Exercise task: Look through the lines and report how many include the word "React", giving nothing but the number.
• • •
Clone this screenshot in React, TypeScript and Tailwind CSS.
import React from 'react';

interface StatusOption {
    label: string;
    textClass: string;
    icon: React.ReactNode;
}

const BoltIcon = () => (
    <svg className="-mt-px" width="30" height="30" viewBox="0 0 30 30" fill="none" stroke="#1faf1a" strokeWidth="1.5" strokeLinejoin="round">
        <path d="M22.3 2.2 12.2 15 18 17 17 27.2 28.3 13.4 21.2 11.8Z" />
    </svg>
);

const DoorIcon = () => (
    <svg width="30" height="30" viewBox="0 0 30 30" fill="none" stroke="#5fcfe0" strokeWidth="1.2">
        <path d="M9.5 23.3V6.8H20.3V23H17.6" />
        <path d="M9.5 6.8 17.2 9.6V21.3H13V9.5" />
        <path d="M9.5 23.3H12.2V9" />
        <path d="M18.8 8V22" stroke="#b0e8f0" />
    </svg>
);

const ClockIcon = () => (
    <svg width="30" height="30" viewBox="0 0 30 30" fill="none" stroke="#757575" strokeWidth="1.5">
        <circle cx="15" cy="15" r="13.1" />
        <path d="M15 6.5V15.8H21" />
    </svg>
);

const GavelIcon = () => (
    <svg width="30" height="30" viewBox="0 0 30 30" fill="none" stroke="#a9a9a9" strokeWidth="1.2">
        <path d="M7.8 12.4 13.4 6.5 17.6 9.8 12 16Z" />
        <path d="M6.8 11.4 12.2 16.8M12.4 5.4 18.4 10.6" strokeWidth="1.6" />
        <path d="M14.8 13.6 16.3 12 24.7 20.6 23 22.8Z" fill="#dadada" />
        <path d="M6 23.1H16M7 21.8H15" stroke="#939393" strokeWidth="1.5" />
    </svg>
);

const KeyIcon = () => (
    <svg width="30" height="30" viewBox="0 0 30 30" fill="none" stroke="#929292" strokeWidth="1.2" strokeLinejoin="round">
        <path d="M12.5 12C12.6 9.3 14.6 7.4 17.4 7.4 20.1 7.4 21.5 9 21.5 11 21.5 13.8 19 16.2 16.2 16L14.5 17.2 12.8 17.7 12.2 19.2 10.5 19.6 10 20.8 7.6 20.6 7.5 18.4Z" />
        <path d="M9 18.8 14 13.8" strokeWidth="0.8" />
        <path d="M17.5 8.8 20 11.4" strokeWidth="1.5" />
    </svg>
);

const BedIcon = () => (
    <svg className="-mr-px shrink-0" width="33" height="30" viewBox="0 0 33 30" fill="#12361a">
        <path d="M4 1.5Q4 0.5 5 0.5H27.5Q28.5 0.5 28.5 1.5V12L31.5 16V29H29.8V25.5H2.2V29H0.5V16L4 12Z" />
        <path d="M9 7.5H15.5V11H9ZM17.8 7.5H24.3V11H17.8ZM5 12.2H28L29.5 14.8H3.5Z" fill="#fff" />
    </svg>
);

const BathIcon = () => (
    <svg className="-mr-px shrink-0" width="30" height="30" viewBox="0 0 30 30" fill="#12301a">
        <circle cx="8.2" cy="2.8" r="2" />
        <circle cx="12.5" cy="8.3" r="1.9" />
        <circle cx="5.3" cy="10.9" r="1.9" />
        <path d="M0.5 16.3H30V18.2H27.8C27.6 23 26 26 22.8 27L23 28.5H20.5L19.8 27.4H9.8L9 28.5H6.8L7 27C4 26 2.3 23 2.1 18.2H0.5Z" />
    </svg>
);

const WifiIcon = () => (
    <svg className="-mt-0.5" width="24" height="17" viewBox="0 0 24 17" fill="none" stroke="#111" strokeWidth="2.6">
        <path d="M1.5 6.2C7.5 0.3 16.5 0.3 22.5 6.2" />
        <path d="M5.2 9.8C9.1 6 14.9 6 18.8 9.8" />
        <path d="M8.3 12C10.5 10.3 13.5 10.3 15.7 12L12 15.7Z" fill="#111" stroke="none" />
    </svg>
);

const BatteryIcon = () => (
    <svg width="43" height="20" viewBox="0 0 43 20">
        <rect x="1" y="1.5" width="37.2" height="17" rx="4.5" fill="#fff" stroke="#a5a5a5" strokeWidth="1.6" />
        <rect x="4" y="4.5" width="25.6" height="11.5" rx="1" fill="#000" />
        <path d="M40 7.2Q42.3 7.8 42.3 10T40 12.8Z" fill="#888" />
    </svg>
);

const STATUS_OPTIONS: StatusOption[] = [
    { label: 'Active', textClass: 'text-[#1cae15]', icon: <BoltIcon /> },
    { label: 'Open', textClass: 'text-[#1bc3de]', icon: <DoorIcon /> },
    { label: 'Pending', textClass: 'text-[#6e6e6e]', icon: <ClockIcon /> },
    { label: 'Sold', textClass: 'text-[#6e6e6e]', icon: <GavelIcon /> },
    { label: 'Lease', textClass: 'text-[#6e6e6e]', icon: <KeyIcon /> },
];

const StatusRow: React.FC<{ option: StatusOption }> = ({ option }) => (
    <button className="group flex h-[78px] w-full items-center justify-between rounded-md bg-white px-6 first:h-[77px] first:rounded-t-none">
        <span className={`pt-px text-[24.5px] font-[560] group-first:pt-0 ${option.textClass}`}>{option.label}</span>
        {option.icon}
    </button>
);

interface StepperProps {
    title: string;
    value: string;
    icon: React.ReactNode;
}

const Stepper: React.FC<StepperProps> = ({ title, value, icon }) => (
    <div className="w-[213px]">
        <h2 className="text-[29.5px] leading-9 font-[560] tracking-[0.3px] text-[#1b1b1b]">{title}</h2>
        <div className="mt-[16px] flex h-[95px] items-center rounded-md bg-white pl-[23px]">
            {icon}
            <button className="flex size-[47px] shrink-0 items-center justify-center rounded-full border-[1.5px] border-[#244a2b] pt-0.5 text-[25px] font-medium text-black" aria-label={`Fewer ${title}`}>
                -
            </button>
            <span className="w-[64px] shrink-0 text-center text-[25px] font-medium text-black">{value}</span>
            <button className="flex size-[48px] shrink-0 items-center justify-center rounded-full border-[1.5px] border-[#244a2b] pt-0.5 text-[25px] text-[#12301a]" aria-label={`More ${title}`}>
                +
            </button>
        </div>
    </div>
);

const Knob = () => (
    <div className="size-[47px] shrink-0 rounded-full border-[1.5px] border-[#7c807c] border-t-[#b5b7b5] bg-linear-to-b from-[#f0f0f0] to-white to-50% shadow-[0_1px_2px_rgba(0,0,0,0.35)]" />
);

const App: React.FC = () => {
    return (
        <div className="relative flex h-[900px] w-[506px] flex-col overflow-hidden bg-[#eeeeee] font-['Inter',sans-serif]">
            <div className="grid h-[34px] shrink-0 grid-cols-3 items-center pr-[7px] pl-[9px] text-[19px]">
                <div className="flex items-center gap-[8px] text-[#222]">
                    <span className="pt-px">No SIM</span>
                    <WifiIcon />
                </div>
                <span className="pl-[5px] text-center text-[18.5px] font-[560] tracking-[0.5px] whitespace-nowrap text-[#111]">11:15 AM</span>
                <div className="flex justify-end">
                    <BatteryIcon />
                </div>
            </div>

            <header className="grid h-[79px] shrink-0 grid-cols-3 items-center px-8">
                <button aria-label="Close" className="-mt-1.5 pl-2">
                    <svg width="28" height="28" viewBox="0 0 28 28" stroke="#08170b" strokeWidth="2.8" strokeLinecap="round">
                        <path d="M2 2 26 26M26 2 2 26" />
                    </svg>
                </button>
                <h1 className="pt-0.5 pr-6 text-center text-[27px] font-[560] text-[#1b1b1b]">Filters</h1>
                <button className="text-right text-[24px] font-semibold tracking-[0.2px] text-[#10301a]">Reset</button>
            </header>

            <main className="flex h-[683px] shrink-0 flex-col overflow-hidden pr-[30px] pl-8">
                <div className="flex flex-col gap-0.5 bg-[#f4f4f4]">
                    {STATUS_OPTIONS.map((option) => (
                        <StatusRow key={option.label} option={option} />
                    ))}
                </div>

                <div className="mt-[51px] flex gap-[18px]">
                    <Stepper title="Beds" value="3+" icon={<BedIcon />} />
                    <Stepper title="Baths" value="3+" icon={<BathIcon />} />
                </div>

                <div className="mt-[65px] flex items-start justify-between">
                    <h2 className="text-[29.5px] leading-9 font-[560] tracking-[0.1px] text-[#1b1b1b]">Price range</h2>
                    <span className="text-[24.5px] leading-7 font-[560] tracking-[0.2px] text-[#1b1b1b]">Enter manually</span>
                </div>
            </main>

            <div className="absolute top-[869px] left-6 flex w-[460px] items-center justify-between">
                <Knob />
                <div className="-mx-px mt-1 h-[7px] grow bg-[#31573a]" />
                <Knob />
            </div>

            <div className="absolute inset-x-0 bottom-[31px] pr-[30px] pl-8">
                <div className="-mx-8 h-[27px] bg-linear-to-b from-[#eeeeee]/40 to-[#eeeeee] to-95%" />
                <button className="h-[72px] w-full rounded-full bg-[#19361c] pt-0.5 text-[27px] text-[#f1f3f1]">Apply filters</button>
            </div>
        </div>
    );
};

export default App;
• • •
The solution: 7